Allo stesso modo e a più riprese, il Ghost ed il concetto di Anima paiono intrecciarsi e confondersi suggerendo la possibilità che vi sia un’altra caratteristica distintiva dell’umano: la spiritualità.
APPROFONDIMENTO
Attenzione, memoria, coscienza ed identità sono costrutti altamente interconnessi nella scienza.
L’uomo non può registrare tutte le informazioni che gli provengono dall’esterno: per questioni di risparmio energetico e risorse limitate, seleziona solo alcuni stimoli detti “salienti” in quanto considerati funzionali alla sua sopravvivenza (la presenza di stimoli in movimento, di altri esseri umani, l’espressione del volto).
Le informazioni che vengono filtrate dal nostro sistema attentivo (che a sua volta si avvale delle nostre funzioni sensoriali), passano in memoria ma non tutte rimangono in quella a lungo termine.

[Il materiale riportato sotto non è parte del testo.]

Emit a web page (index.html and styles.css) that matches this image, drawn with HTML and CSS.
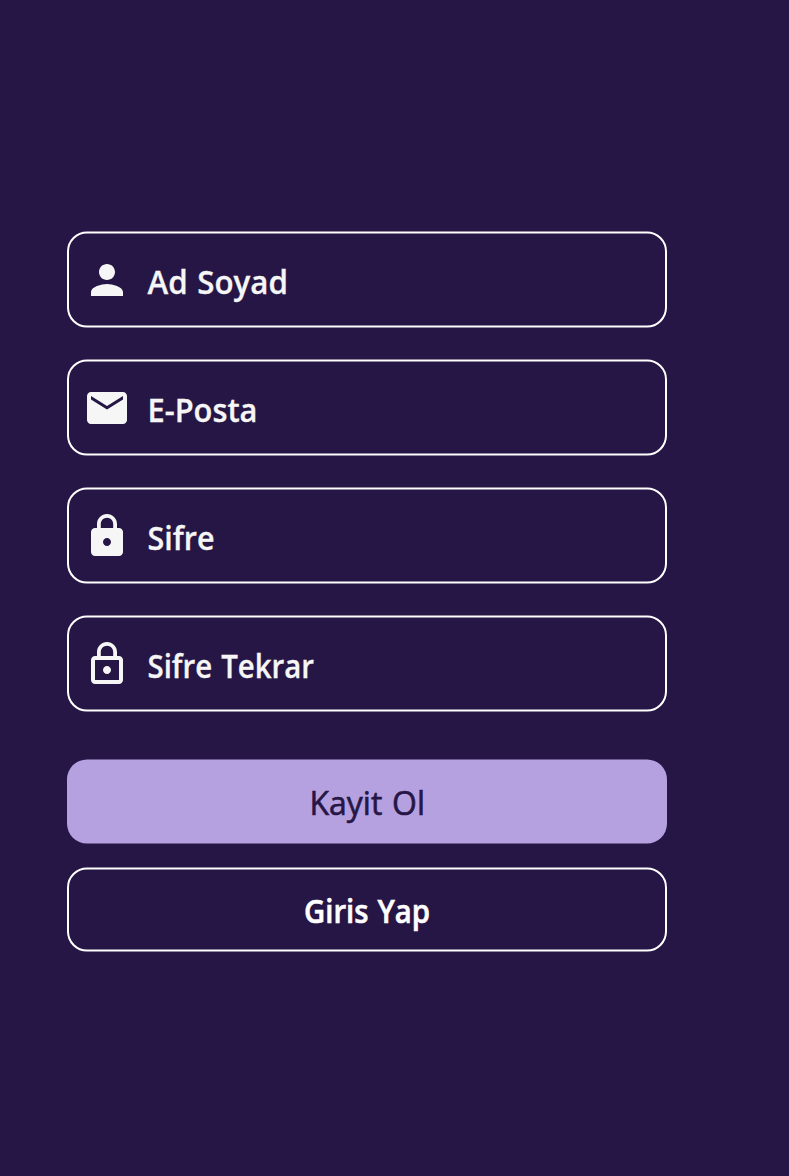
FILE: index.html
```html
<!DOCTYPE html>
<html lang="tr">
<head>
<meta charset="utf-8">
<title>Kayit Ol</title>
<link rel="stylesheet" href="styles.css">
</head>
<body>
<main class="form">
  <div class="field frame">
    <svg class="icon" viewBox="0 0 24 24"><path d="M12 12c2.21 0 4-1.79 4-4s-1.79-4-4-4-4 1.79-4 4 1.79 4 4 4zm0 2c-2.67 0-8 1.34-8 4v2h16v-2c0-2.66-5.33-4-8-4z"/></svg>
    <svg class="label" width="240" height="48"><text x="2.5" y="38" textLength="140.5" lengthAdjust="spacingAndGlyphs">Ad Soyad</text></svg>
  </div>
  <div class="field frame">
    <svg class="icon" viewBox="0 0 24 24"><path d="M20 4H4c-1.1 0-1.99.9-1.99 2L2 18c0 1.1.9 2 2 2h16c1.1 0 2-.9 2-2V6c0-1.1-.9-2-2-2zm0 3.8l-8 5-8-5V6l8 5 8-5v1.8z"/></svg>
    <svg class="label" width="240" height="48"><text x="2.5" y="38" textLength="110" lengthAdjust="spacingAndGlyphs">E-Posta</text></svg>
  </div>
  <div class="field frame">
    <svg class="icon" viewBox="0 0 24 24"><path d="M18 8h-1V6c0-2.76-2.24-5-5-5S7 3.24 7 6v2H6c-1.1 0-2 .9-2 2v10c0 1.1.9 2 2 2h12c1.1 0 2-.9 2-2V10c0-1.1-.9-2-2-2zm-6 9c-1.1 0-2-.9-2-2s.9-2 2-2 2 .9 2 2-.9 2-2 2zm3.1-9H8.9V6c0-1.71 1.39-3.1 3.1-3.1 1.71 0 3.1 1.39 3.1 3.1v2z"/></svg>
    <svg class="label" width="240" height="48"><text x="2.5" y="38" textLength="67" lengthAdjust="spacingAndGlyphs">Sifre</text></svg>
  </div>
  <div class="field frame">
    <svg class="icon" viewBox="0 0 24 24"><path d="M12 17c1.1 0 2-.9 2-2s-.9-2-2-2-2 .9-2 2 .9 2 2 2zm6-9h-1V6c0-2.76-2.24-5-5-5S7 3.24 7 6v2H6c-1.1 0-2 .9-2 2v10c0 1.1.9 2 2 2h12c1.1 0 2-.9 2-2V10c0-1.1-.9-2-2-2zM8.9 6c0-1.71 1.39-3.1 3.1-3.1s3.1 1.39 3.1 3.1v2H8.9V6zM18 20H6V10h12v10z"/></svg>
    <svg class="label" width="240" height="48"><text x="2.5" y="38" textLength="166.5" lengthAdjust="spacingAndGlyphs">Sifre Tekrar</text></svg>
  </div>
  <button class="button frame primary"><svg class="caption" width="200" height="48"><text x="42.5" y="37" textLength="115.5" lengthAdjust="spacingAndGlyphs">Kayit Ol</text></svg></button>
  <button class="button frame outline"><svg class="caption" width="200" height="48"><text x="37" y="37" textLength="126" lengthAdjust="spacingAndGlyphs">Giris Yap</text></svg></button>
</main>
</body>
</html>
```
FILE: styles.css
```css
* { box-sizing: border-box; }
body {
  margin: 0;
  min-height: 1176px;
  background: #261645;
  font-family: "Segoe UI", "Open Sans", "Noto Sans", sans-serif;
}
.form {
  width: 667px;
  padding: 232px 0 0 67px;
  display: flex;
  flex-direction: column;
}
.frame { position: relative; isolation: isolate; }
/* Rounded outline behind each control, set half a pixel up */
.frame::before {
  content: "";
  position: absolute;
  inset: 0;
  z-index: -1;
  border: 2px solid #fff;
  border-radius: 20px;
  transform: translateY(-0.5px);
}
.field {
  height: 96px;
  margin-bottom: 32px;
  display: flex;
  align-items: center;
  padding: 0 16px;
}
.icon { width: 48px; height: 48px; fill: #f6f6f6; }
.label {
  margin-left: 14px;
  fill: #f6f6f6;
  stroke: #f6f6f6;
  stroke-width: 0.3px;
  font-size: 32px;
  font-weight: 600;
  word-spacing: 1.5px;
}
.button {
  height: 84px;
  padding: 0;
  border: 0;
  background: transparent;
  font: 600 32px "Segoe UI", "Open Sans", "Noto Sans", sans-serif;
  word-spacing: 1.5px;
  display: flex;
  align-items: center;
  justify-content: center;
}
.primary { margin-top: 16px; color: #261645; font-weight: 400; }
.primary::before { border: 0; background: #b5a1e0; }
.outline { margin-top: 24px; color: #fff; }
.caption { fill: currentColor; stroke: currentColor; stroke-width: 0.6px; }
```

Solo le esperienze che hanno una certa salienza emotiva per noi, che vengono ricordate nel tempo e quindi, in un certo senso, ripetute, vanno a costituire la nostra memoria autobiografica.
I ricordi, la consapevolezza che ne abbiamo, e la coscienza di questi processi, insieme al confronto con gli altri significativi vanno a costituire il nostro senso di identità.
CURIOSITÀ
Secondo alcuni l’essere umano usa sono una bassa percentuale del proprio cervello. Questa informazione ha registrato un discreto successo tanto che si è arrivati a sviluppare programmi di potenziamento a pagamento e lungometraggi che trattano questa tematica (Limitless ne è un esempio).
Le neuroscienze smentiscono questa idea e sottolineano quanto sarebbe dispendioso ed inutile per il nostro organismo dover mantenere a livello metabolico un cervello che funziona a minimo regime.
“Così come sono tanti i pezzi necessari perché un essere umano resti tale, occorrono sorprendentemente molti elementi perché ognuno di noi continui a rimanere se stesso. Un viso che ci distingue dagli estranei, una voce cui non prestiamo attenzioni, due mani da guardare al risveglio, i ricordi dell'infanzia, i presentimenti del futuro. E non solo, c'è anche il vasto universo delle informazioni e delle reti cui ha accesso il mio cyber brain. Tutto questo definisce l'Io e genera l'autocoscienza individuale in cui ognuno si riconosce. E contemporaneamente confina l'Io in uno spazio sempre più limitato.”